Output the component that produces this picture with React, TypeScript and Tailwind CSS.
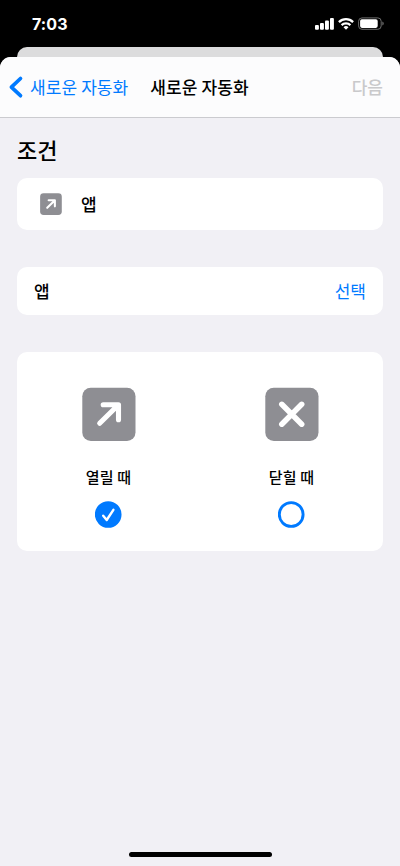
import { useState } from 'react';

function StatusBar() {
  return (
    <div className="flex h-[47px] items-start justify-between pl-8 pr-[16px]">
      <span className="mt-[12px] font-['Inter','Liberation_Sans',sans-serif] text-[16px] font-bold leading-6 tracking-[0.1px] text-white">
        7:03
      </span>
      <div className="mt-[17px] flex items-start">
        <svg width="19" height="13" viewBox="0 0 19 13" fill="white">
          <rect x="0" y="8" width="3.9" height="4.7" rx="1" />
          <rect x="5" y="6" width="3.9" height="6.7" rx="1" />
          <rect x="10" y="3.5" width="3.9" height="9.2" rx="1" />
          <rect x="15" y="1" width="3.9" height="11.7" rx="1" />
        </svg>
        <svg className="ml-1" width="16" height="13" viewBox="0 0 16 13" fill="none" stroke="white" strokeWidth="2.3">
          <path d="M0.9 5.1a10.2 10.2 0 0 1 14.2 0" />
          <path d="M3.6 8.1a6.3 6.3 0 0 1 8.8 0" />
          <path d="M8 12.7 5.5 10.2a3.5 3.5 0 0 1 5 0Z" fill="white" stroke="none" />
        </svg>
        <svg className="ml-[4px]" width="26" height="13" viewBox="0 0 26 13">
          <rect x="0.6" y="0.9" width="22.6" height="11.4" rx="3.4" fill="none" stroke="#6d6d6d" />
          <rect x="2.1" y="2.3" width="17.6" height="8.6" rx="1.8" fill="white" />
          <path d="M24.4 4.6v4a2.2 2.2 0 0 0 0-4Z" fill="#7a7a7a" />
        </svg>
      </div>
    </div>
  );
}

function NavBar() {
  return (
    <header className="flex h-[61px] items-center rounded-t-[11px] border-b border-[#cbcbcf] bg-[#fcfcfd] pl-2 pr-[17px] text-[17px] font-medium">
      <button className="flex items-center font-normal text-[#007aff]">
        <svg width="16" height="24" viewBox="0 0 16 24" fill="none">
          <path d="M12.5 3.5 3.4 12.2l9.1 8.5" stroke="currentColor" strokeWidth="3.7" strokeLinecap="round" strokeLinejoin="round" />
        </svg>
        <span className="ml-[6px] whitespace-nowrap tracking-[0.1px]">새로운 자동화</span>
      </button>
      <h1 className="ml-[22px] whitespace-nowrap tracking-[0.1px]">새로운 자동화</h1>
      <button className="ml-auto text-[#c9c9cb]">다음</button>
    </header>
  );
}

function ArrowTile({ size }: { size: number }) {
  return (
    <svg width={size} height={size} viewBox="0 0 54 54" fill="none">
      <rect x="0.3" y="0.7" width="53.2" height="53.2" rx="8.5" fill="#8e8e93" />
      <path d="M17.7 36.3 36 18.2M21.2 17.8h15.3v15" stroke="white" strokeWidth="5.1" strokeLinecap="round" strokeLinejoin="round" />
    </svg>
  );
}

function CloseTile({ size }: { size: number }) {
  return (
    <svg width={size} height={size} viewBox="0 0 54 54" fill="none">
      <rect x="0.3" y="0.7" width="53.2" height="53.2" rx="8.5" fill="#8e8e93" />
      <path d="m16.8 17.3 19.9 19.9M36.7 17.3 16.8 37.2" stroke="white" strokeWidth="5.5" strokeLinecap="round" />
    </svg>
  );
}

function RadioMark({ checked }: { checked: boolean }) {
  return (
    <svg width="27" height="27" viewBox="0 0 27 27" fill="none">
      <circle cx="13.2" cy="13.5" r="11.9" stroke="#007aff" strokeWidth="2.9" fill={checked ? '#007aff' : 'none'} />
      {checked && (
        <path d="m8.2 14.7 3.5 4.3 6.7-10.2" stroke="white" strokeWidth="2.4" strokeLinecap="round" strokeLinejoin="round" />
      )}
    </svg>
  );
}

const options = [
  { id: 'open', label: '열릴 때', Icon: ArrowTile },
  { id: 'close', label: '닫힐 때', Icon: CloseTile },
];

export default function App() {
  const [selected, setSelected] = useState('open');

  return (
    <div className="flex h-[866px] w-[400px] flex-col overflow-hidden bg-black font-['Noto_Sans_CJK_KR',sans-serif] text-black">
      <StatusBar />
      <div className="mx-[17px] h-[21px] shrink-0 rounded-t-[10px] bg-[#dcdcdd]" />
      <div className="-mt-[11px] flex flex-1 flex-col rounded-t-[11px] bg-[#f1f0f5]">
        <NavBar />
        <main className="flex-1 px-[17px]">
          <h2 className="mt-[14px] h-[46px] text-[22px] font-medium leading-[34px]">조건</h2>
          <section className="flex h-[52px] items-center rounded-[10px] bg-white pl-[23px] text-[17px] font-medium">
            <ArrowTile size={22} />
            <span className="mb-px ml-[19px]">앱</span>
          </section>
          <section className="mt-[37px] flex h-12 items-center justify-between rounded-[10px] bg-white px-[17px] text-[17px]">
            <span className="font-medium">앱</span>
            <button className="text-[#007aff]">선택</button>
          </section>
          <section className="mt-[37px] grid h-[199px] grid-cols-2 rounded-[10px] bg-white pt-[35px]">
            {options.map(({ id, label, Icon }) => (
              <button key={id} onClick={() => setSelected(id)} className="flex flex-col items-center">
                <Icon size={54} />
                <span className="mt-[24px] text-[15px] font-medium leading-6 tracking-[0.2px]">{label}</span>
                <span className="mt-3">
                  <RadioMark checked={selected === id} />
                </span>
              </button>
            ))}
          </section>
        </main>
        <div className="mx-auto mb-[9px] h-[5px] w-[143px] rounded-full bg-black" />
      </div>
    </div>
  );
}
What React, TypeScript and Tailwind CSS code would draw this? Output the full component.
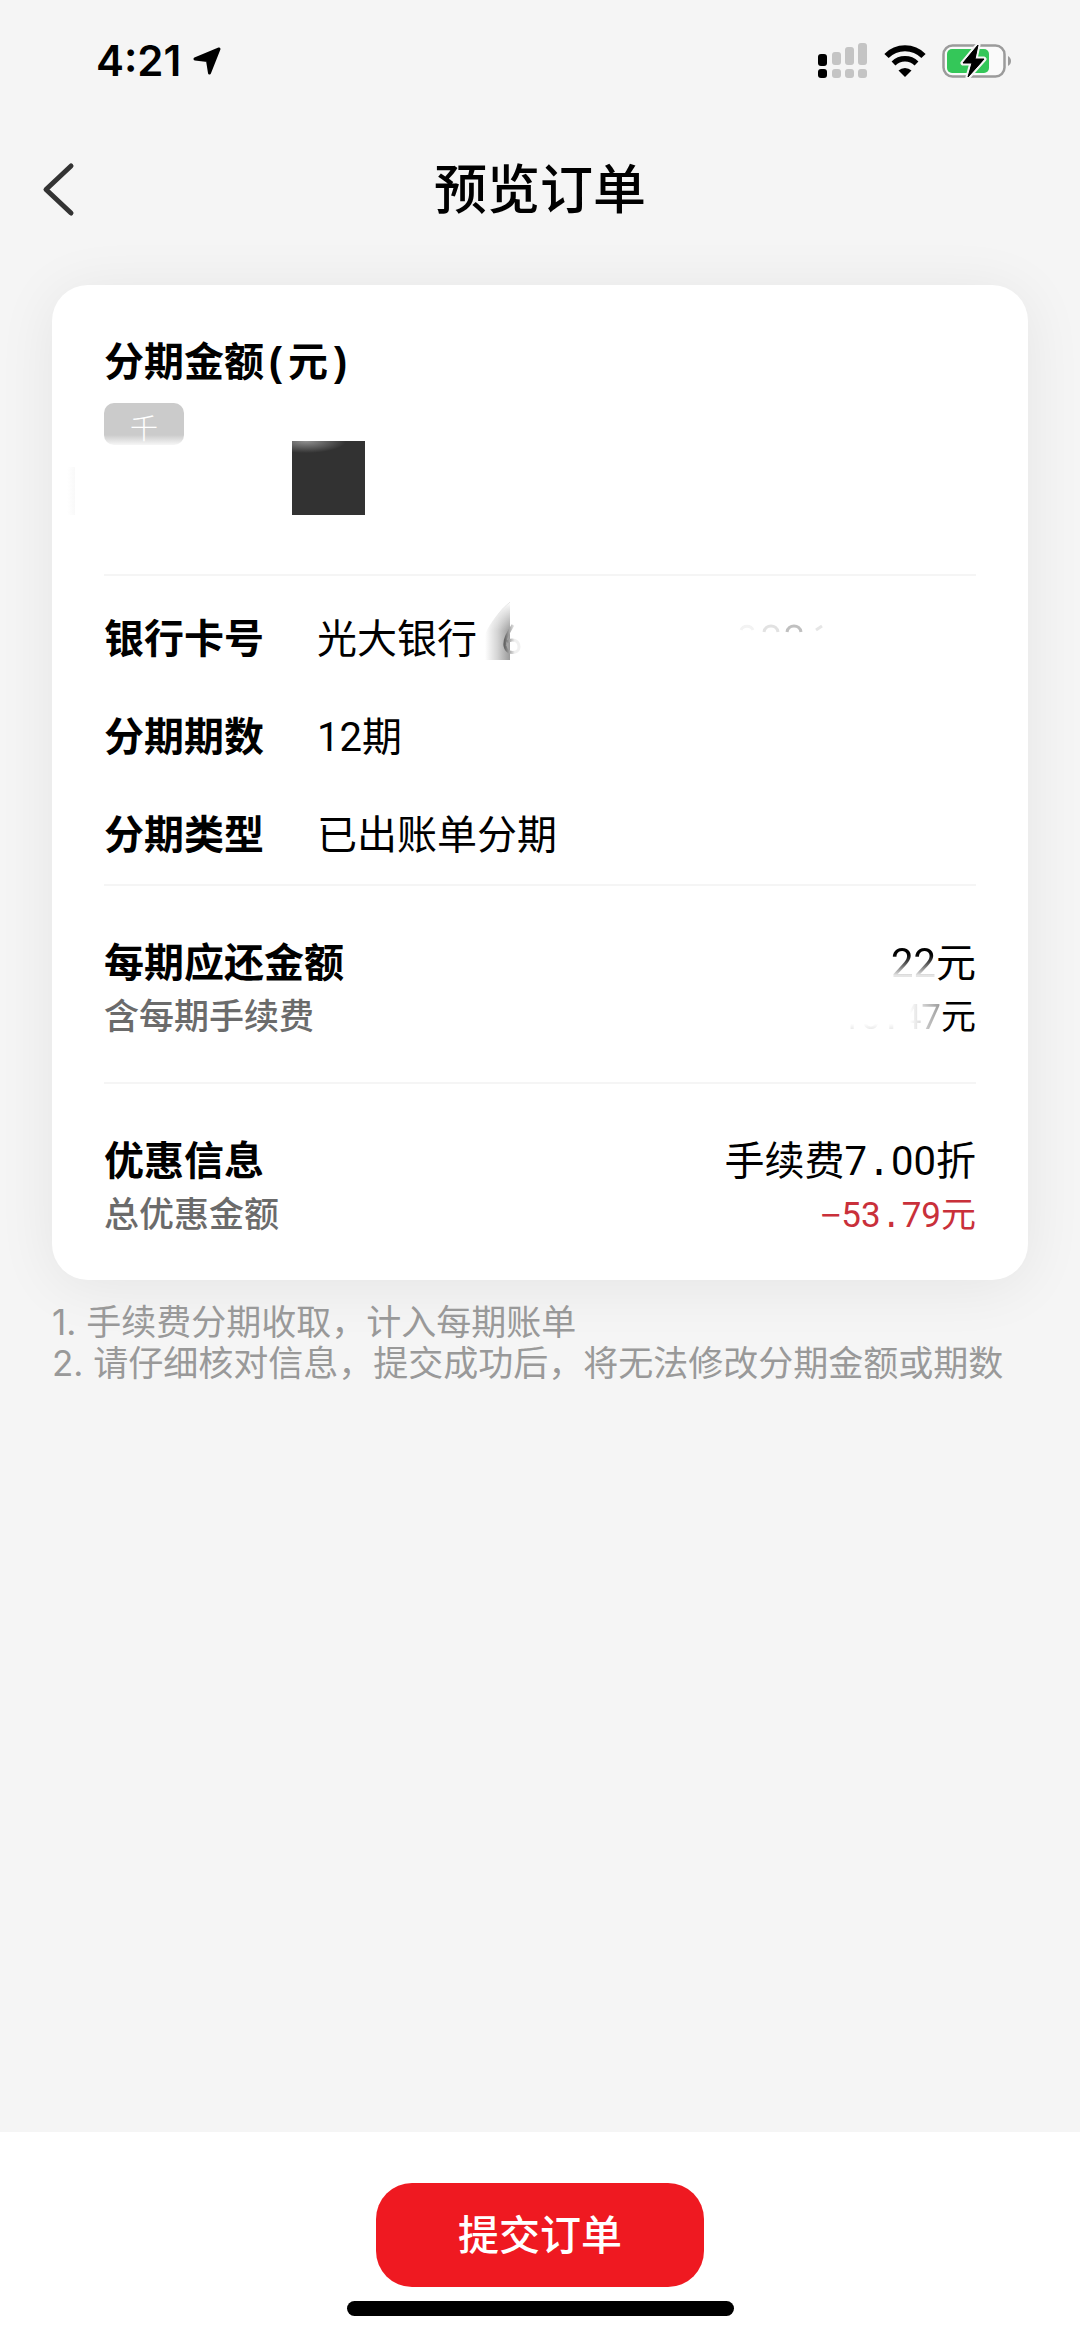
import { ReactNode } from "react";

interface InfoRow {
  label: string;
  value: ReactNode;
}

// 等宽的小数点、括号等符号
function Mono({ children }: { children: ReactNode }) {
  return (
    <span className="font-['Liberation_Mono',monospace] leading-none">
      {children}
    </span>
  );
}

const infoRows: InfoRow[] = [
  {
    label: "银行卡号",
    value: (
      <>
        光大银行
        <MaskedCardNumber />
      </>
    ),
  },
  { label: "分期期数", value: "12期" },
  { label: "分期类型", value: "已出账单分期" },
];

const notes = [
  "手续费分期收取，计入每期账单",
  "请仔细核对信息，提交成功后，将无法修改分期金额或期数",
];

// 涂抹过的卡号,只剩少量痕迹
function MaskedCardNumber() {
  return (
    <svg
      className="ml-2 h-19 w-[350px]"
      viewBox="0 0 350 76"
      fill="none"
      aria-hidden="true"
    >
      <defs>
        <linearGradient id="smear" x1="0" y1="0" x2="1" y2="0">
          <stop offset="0" stopColor="#fff" />
          <stop offset="0.5" stopColor="#d4d4d4" />
          <stop offset="1" stopColor="#9a9a9a" />
        </linearGradient>
        <linearGradient id="smearFade" x1="0" y1="0" x2="0" y2="1">
          <stop offset="0" stopColor="#fff" />
          <stop offset="0.5" stopColor="#fff" stopOpacity="0" />
        </linearGradient>
        <linearGradient id="digitFade" x1="0" y1="0" x2="1" y2="0">
          <stop offset="0" stopColor="#666" />
          <stop offset="0.7" stopColor="#f0f0f0" />
        </linearGradient>
      </defs>
      <path d="M0 58V32C6 20 14 9 25 0V58Z" fill="url(#smear)" />
      <path d="M0 58V32C6 20 14 9 25 0V58Z" fill="url(#smearFade)" />
      <path
        d="M28 23C22 33 19 38 20 44C22 53 34 52 34 45C34 38 27 36 22 40"
        stroke="url(#digitFade)"
        strokeWidth="3"
      />
      <g strokeWidth="3">
        <path d="M256 28C258 23 266 23 268 28" stroke="#f3f3f3" />
        <path d="M279 30C280 22 292 22 293 30" stroke="#e2e2e2" />
        <path d="M302 30C303 22 315 22 316 30" stroke="#c0c0c0" />
        <path d="M331 28L337 24" stroke="#e6e6e6" />
      </g>
    </svg>
  );
}

function StatusBar() {
  return (
    <div className="flex h-[122px] items-center justify-between pr-17 pl-24">
      <div className="flex items-center gap-3">
        <span className="font-[Inter,sans-serif] text-[42px] leading-none font-semibold">
          4:21
        </span>
        <svg className="h-7 w-7" viewBox="0 0 28 28" aria-hidden="true">
          <path
            d="M26 2L16.500 26L14.500 13.500L2 12Z"
            fill="#000"
            stroke="#000"
            strokeWidth="3"
            strokeLinejoin="round"
          />
        </svg>
      </div>
      <div className="flex items-center gap-4">
        <svg className="h-9 w-[50px]" viewBox="0 0 50 36" aria-hidden="true">
          <rect x="0" y="11" width="9" height="12" rx="3" fill="#000" />
          <rect x="14" y="9" width="9" height="13" rx="3" fill="#c4c4c4" />
          <rect x="27" y="4" width="9" height="18" rx="3" fill="#c4c4c4" />
          <rect x="40" y="0" width="9" height="22" rx="3" fill="#c4c4c4" />
          <rect x="0" y="26" width="9" height="9" rx="3" fill="#000" />
          <rect x="14" y="26" width="9" height="9" rx="3" fill="#c4c4c4" />
          <rect x="27" y="26" width="9" height="9" rx="3" fill="#c4c4c4" />
          <rect x="40" y="26" width="9" height="9" rx="3" fill="#c4c4c4" />
        </svg>
        <svg className="h-8 w-[42px]" viewBox="0 0 42 32" aria-hidden="true">
          <path d="M2.500 11A26 26 0 0 1 39.500 11" fill="none" stroke="#000" strokeWidth="6" />
          <path d="M9.500 18.500A16.500 16.500 0 0 1 32.500 18.500" fill="none" stroke="#000" strokeWidth="5.500" />
          <path d="M14.500 25.500A9.500 9.500 0 0 1 27.500 25.500L21 32Z" fill="#000" />
        </svg>
        <svg className="h-9 w-[70px]" viewBox="0 0 70 36" aria-hidden="true">
          <rect x="1.500" y="2.500" width="61" height="31" rx="9" fill="#fafafa" stroke="#9b9b9b" strokeWidth="2.500" />
          <rect x="5" y="6" width="42" height="24" rx="5" fill="#34c759" />
          <path d="M66 13C70 15 70 21 66 23Z" fill="#9b9b9b" />
          <path
            d="M36 2L21 20H30L26 34L42 16H33Z"
            fill="#000"
            stroke="#f5f5f5"
            strokeWidth="5"
            strokeLinejoin="round"
            paintOrder="stroke"
          />
          <path d="M36 2L21 20H30L26 34L42 16H33Z" fill="#000" stroke="#000" strokeLinejoin="round" />
        </svg>
      </div>
    </div>
  );
}

function Divider() {
  return <hr className="border-t-2 border-[#f5f5f5]" />;
}

export default function App() {
  return (
    <div className="flex min-h-screen flex-col bg-[#f5f5f5] font-[Roboto,'Noto_Sans_CJK_SC',sans-serif] text-black">
      <StatusBar />

      <header className="grid h-[134px] grid-cols-[1fr_auto_1fr] items-center px-10">
        <button type="button" aria-label="返回" className="justify-self-start">
          <svg className="h-14 w-9" viewBox="0 0 36 56" fill="none">
            <path
              d="M31 5L6 28.500L31 52"
              stroke="#333"
              strokeWidth="5"
              strokeLinecap="round"
              strokeLinejoin="round"
            />
          </svg>
        </button>
        <h1 className="pt-1 text-[53px] leading-none font-medium">预览订单</h1>
      </header>

      <main className="flex-1 px-[52px] pt-[29px]">
        <section className="rounded-[36px] bg-white px-[52px] pt-[52px] text-[40px] leading-[56px] shadow-[0_6px_60px_rgba(0,0,0,0.07)]">
          <h2 className="leading-[52px] font-bold">
            分期金额<Mono>(</Mono>元<Mono>)</Mono>
          </h2>
          <div className="relative mt-[14px] mb-[59px] h-28">
            <div className="h-[42px] w-20 overflow-hidden rounded-[10px] bg-[#cbcbcb] text-center text-[28px] leading-[54px] font-light text-white">
              千
            </div>
            <div className="absolute bottom-[68px] left-0 h-3 w-20 bg-linear-to-t from-white to-transparent" />
            <div className="absolute bottom-0 -left-[37px] h-12 w-2 bg-linear-to-r from-white to-[#f9f9f9]" />
            <div className="absolute bottom-0 left-[188px] h-[74px] w-[73px] bg-[#323232] bg-[radial-gradient(ellipse_40px_12px_at_14px_0,#909090,transparent)]" />
          </div>

          <Divider />
          <dl className="flex flex-col gap-[42px] pt-9 pb-5">
            {infoRows.map((row) => (
              <div key={row.label} className="flex h-14">
                <dt className="w-[213px] font-bold">{row.label}</dt>
                <dd className="flex items-center">{row.value}</dd>
              </div>
            ))}
          </dl>

          <Divider />
          <dl className="grid grid-cols-[1fr_auto] gap-y-[2px] pt-[50px] pb-10">
            <dt className="font-bold">每期应还金额</dt>
            <dd className="text-right">
              <span className="bg-linear-to-b from-black from-25% to-[#e5e5e5] to-75% bg-clip-text text-transparent">
                22
              </span>
              元
            </dd>
            <dt className="text-[35px] leading-[48px] font-medium text-[#6b6b6b]">含每期手续费</dt>
            <dd className="text-right text-[35px] leading-[48px]">
              <span className="bg-linear-to-b from-white from-65% to-[#d8d8d8] to-90% bg-clip-text text-transparent">
                10<Mono>.</Mono>
              </span>
              <span className="bg-linear-to-r from-white from-20% to-[#999] bg-clip-text text-transparent">
                47
              </span>
              元
            </dd>
          </dl>

          <Divider />
          <dl className="grid grid-cols-[1fr_auto] gap-y-[2px] pt-[50px] pb-10">
            <dt className="font-bold">优惠信息</dt>
            <dd className="text-right">
              手续费7<Mono>.</Mono>00折
            </dd>
            <dt className="text-[35px] leading-[48px] font-medium text-[#6b6b6b]">总优惠金额</dt>
            <dd className="text-right text-[35px] leading-[48px] text-[#c9303a]">
              <Mono>−</Mono>53<Mono>.</Mono>79元
            </dd>
          </dl>
        </section>

        <ol className="mt-[22px] font-[Inter,'Noto_Sans_CJK_SC',sans-serif] text-[35px] leading-[41px] text-[#999]">
          {notes.map((note, index) => (
            <li key={note}>
              {index + 1}. {note}
            </li>
          ))}
        </ol>
      </main>

      <footer className="flex flex-col items-center bg-white pt-[51px] pb-[23px]">
        <button
          type="button"
          className="h-[104px] rounded-[36px] bg-[#ef1921] px-[82px] pt-1 text-[41px] font-medium text-white"
        >
          提交订单
        </button>
        <div className="mt-[14px] h-[15px] w-[387px] rounded-full bg-black" />
      </footer>
    </div>
  );
}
# # # # # # #
→ **THE REQUEST**:
Collect each line above holding the string "component".

→ **TASK RESPONSE**:
Output the component that produces this picture with React, TypeScript and Tailwind CSS.
What React, TypeScript and Tailwind CSS code would draw this? Output the full component.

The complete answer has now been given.